Stated task
Give the number of lines in the listing that hold the word "component". Write nothing but that number.

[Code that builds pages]
+ + + + + + +

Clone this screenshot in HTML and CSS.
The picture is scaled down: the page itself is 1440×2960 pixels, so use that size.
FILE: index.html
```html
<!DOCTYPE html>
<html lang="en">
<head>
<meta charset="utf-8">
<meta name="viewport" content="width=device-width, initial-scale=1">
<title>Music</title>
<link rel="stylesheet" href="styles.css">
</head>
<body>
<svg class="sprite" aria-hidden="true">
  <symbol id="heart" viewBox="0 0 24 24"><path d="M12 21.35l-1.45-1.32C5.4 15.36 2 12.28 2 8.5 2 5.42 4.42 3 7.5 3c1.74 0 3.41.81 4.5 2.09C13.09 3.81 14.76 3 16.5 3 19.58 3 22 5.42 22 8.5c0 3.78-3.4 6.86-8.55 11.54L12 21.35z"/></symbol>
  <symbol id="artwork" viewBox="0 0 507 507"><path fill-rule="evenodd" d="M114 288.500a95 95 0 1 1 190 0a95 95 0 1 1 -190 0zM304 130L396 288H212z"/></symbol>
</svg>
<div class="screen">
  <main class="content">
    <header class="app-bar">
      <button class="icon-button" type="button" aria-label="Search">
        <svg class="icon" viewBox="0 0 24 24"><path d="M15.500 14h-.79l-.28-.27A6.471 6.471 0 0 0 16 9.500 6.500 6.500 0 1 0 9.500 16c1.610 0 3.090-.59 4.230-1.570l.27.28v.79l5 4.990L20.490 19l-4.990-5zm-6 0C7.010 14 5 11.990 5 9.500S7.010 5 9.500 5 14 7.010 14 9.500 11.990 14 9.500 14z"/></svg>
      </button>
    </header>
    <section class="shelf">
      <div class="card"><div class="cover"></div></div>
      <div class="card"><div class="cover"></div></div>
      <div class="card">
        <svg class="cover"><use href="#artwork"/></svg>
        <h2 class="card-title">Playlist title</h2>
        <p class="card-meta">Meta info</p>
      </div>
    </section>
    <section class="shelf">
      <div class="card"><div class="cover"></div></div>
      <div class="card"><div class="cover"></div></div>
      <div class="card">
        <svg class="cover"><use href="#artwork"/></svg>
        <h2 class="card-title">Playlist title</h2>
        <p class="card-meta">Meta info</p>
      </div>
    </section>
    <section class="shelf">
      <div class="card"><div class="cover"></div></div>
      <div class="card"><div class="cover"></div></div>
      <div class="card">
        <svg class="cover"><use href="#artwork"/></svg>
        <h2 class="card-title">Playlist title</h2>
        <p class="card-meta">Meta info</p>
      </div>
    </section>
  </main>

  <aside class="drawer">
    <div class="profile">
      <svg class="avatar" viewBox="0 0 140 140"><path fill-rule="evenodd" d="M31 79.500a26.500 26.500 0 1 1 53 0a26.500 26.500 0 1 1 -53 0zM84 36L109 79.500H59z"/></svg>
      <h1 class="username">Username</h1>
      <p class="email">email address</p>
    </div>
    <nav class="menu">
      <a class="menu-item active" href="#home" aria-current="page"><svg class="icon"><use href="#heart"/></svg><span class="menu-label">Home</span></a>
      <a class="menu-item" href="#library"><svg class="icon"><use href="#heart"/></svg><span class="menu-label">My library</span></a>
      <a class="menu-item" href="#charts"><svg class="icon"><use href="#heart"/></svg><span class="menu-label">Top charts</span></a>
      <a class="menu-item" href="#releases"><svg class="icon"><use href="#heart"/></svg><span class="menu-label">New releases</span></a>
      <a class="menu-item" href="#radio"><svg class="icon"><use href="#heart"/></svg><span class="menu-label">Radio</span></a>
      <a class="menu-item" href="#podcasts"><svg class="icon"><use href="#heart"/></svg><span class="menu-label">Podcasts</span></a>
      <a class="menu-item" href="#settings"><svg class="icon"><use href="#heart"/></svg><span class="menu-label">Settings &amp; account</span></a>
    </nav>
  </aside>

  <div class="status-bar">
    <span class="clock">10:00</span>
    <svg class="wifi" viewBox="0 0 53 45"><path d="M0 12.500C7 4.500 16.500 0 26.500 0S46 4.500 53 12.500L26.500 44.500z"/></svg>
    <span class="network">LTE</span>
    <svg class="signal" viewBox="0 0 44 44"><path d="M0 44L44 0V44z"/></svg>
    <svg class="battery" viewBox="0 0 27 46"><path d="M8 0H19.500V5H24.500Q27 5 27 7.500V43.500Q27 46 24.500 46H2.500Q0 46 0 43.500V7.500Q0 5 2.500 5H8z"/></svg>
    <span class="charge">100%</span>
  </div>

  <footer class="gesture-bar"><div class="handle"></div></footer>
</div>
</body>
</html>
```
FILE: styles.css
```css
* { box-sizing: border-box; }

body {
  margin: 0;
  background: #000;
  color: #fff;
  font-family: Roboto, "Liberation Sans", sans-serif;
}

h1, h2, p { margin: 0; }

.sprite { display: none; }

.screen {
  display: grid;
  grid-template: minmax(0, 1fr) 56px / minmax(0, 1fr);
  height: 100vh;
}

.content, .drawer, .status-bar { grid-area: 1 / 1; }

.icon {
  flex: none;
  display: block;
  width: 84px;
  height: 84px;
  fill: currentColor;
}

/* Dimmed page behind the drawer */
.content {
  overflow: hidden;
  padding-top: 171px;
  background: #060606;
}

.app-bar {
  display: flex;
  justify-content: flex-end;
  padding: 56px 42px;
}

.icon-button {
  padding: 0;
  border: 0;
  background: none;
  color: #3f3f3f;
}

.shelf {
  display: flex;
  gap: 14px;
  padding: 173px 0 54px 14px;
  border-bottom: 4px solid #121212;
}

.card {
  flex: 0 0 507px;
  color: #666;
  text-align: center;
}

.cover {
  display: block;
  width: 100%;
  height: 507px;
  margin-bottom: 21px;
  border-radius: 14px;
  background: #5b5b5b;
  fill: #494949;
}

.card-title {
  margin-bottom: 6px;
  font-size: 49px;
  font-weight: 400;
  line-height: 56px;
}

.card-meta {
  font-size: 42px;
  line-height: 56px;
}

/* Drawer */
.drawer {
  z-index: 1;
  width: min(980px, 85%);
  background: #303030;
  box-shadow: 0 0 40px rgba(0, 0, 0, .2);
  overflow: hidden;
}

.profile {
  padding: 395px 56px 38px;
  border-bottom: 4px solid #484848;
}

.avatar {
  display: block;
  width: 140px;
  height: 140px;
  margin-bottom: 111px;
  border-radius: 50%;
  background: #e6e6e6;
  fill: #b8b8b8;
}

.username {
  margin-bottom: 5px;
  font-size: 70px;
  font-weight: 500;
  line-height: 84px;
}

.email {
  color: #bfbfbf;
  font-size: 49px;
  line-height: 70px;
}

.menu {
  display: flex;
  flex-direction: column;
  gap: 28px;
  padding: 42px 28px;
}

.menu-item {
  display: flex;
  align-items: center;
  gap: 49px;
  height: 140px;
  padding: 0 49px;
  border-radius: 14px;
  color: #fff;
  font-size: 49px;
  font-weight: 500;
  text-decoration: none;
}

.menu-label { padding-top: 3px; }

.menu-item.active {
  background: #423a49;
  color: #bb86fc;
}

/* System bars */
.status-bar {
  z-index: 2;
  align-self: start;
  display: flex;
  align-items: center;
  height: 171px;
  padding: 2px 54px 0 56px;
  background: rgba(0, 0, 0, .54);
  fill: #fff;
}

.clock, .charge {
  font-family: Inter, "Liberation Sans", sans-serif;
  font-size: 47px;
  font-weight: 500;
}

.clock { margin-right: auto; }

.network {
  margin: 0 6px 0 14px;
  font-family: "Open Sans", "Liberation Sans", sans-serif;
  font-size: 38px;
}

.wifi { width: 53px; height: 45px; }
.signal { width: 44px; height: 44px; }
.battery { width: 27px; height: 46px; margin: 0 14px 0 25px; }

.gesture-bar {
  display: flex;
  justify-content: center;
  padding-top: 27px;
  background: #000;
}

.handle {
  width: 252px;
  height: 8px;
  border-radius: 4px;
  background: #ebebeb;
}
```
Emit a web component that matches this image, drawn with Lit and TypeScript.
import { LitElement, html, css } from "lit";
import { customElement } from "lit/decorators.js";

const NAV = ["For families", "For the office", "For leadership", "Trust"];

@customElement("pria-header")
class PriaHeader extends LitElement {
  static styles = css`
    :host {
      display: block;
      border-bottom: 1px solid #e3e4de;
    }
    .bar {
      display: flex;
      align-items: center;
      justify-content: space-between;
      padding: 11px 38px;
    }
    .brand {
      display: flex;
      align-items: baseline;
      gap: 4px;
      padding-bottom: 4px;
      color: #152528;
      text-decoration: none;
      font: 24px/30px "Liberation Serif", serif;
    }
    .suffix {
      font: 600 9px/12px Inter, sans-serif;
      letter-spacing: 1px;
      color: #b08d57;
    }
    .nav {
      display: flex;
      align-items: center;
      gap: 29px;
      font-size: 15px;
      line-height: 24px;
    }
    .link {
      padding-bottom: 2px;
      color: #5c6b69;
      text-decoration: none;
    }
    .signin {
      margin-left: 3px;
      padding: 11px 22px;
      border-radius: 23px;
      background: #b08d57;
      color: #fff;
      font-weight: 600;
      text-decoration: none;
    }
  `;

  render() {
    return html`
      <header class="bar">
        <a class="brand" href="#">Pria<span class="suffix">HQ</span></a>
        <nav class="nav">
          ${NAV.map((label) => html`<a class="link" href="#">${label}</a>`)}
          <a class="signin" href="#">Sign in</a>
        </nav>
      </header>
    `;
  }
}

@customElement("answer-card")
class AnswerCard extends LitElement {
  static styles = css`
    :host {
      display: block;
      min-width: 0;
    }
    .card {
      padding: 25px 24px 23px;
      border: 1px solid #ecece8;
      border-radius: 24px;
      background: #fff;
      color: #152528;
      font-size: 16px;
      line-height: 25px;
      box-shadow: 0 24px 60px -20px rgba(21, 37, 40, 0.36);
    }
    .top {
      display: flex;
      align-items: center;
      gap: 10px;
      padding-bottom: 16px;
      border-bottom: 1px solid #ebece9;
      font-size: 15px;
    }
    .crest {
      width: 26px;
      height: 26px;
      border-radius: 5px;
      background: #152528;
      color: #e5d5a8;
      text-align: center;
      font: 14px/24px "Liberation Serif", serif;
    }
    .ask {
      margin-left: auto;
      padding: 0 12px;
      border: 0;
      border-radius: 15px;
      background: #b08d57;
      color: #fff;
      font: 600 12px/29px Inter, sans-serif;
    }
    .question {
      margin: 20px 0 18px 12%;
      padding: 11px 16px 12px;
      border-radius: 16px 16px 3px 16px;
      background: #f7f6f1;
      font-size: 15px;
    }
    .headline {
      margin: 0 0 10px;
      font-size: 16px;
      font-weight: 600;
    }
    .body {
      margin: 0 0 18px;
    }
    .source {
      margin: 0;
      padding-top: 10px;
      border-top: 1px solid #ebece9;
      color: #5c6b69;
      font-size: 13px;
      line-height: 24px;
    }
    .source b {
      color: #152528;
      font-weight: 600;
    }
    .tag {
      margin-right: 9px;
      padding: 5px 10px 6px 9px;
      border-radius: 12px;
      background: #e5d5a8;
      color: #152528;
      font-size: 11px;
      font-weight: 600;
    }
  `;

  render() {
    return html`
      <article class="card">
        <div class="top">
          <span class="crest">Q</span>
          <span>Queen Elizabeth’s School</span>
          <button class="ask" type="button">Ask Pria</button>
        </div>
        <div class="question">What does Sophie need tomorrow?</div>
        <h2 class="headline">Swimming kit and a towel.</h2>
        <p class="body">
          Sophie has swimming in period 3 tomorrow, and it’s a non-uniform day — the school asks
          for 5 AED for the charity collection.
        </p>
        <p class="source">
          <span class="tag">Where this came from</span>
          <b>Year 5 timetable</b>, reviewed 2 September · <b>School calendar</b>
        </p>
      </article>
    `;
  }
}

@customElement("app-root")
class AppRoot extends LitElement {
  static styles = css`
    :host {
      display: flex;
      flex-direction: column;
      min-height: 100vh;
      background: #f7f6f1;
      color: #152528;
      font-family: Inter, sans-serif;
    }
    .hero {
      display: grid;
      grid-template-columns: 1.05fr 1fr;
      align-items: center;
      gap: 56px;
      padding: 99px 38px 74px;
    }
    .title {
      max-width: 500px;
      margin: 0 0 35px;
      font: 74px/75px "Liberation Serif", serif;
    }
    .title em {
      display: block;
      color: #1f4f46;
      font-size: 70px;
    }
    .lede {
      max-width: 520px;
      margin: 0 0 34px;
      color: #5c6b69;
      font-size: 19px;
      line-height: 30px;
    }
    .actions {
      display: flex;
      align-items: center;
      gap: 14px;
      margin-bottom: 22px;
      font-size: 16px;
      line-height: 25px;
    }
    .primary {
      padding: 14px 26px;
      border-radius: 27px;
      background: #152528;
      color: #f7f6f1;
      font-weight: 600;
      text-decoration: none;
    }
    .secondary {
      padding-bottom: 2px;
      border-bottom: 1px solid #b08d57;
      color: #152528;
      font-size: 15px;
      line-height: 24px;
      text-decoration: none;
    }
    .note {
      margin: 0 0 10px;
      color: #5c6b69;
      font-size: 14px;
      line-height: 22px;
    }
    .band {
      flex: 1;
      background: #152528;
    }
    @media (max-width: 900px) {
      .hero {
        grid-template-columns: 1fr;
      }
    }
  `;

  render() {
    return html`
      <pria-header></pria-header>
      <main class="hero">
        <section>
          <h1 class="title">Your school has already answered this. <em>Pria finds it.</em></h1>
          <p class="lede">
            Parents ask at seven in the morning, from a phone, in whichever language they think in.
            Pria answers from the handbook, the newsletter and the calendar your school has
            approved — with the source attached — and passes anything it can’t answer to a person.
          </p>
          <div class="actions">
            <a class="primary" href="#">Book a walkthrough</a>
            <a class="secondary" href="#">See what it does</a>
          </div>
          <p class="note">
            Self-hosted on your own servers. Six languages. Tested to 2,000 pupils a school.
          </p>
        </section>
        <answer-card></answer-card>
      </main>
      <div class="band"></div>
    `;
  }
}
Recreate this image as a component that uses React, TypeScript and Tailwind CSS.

+ + + + + + +

Written solution
2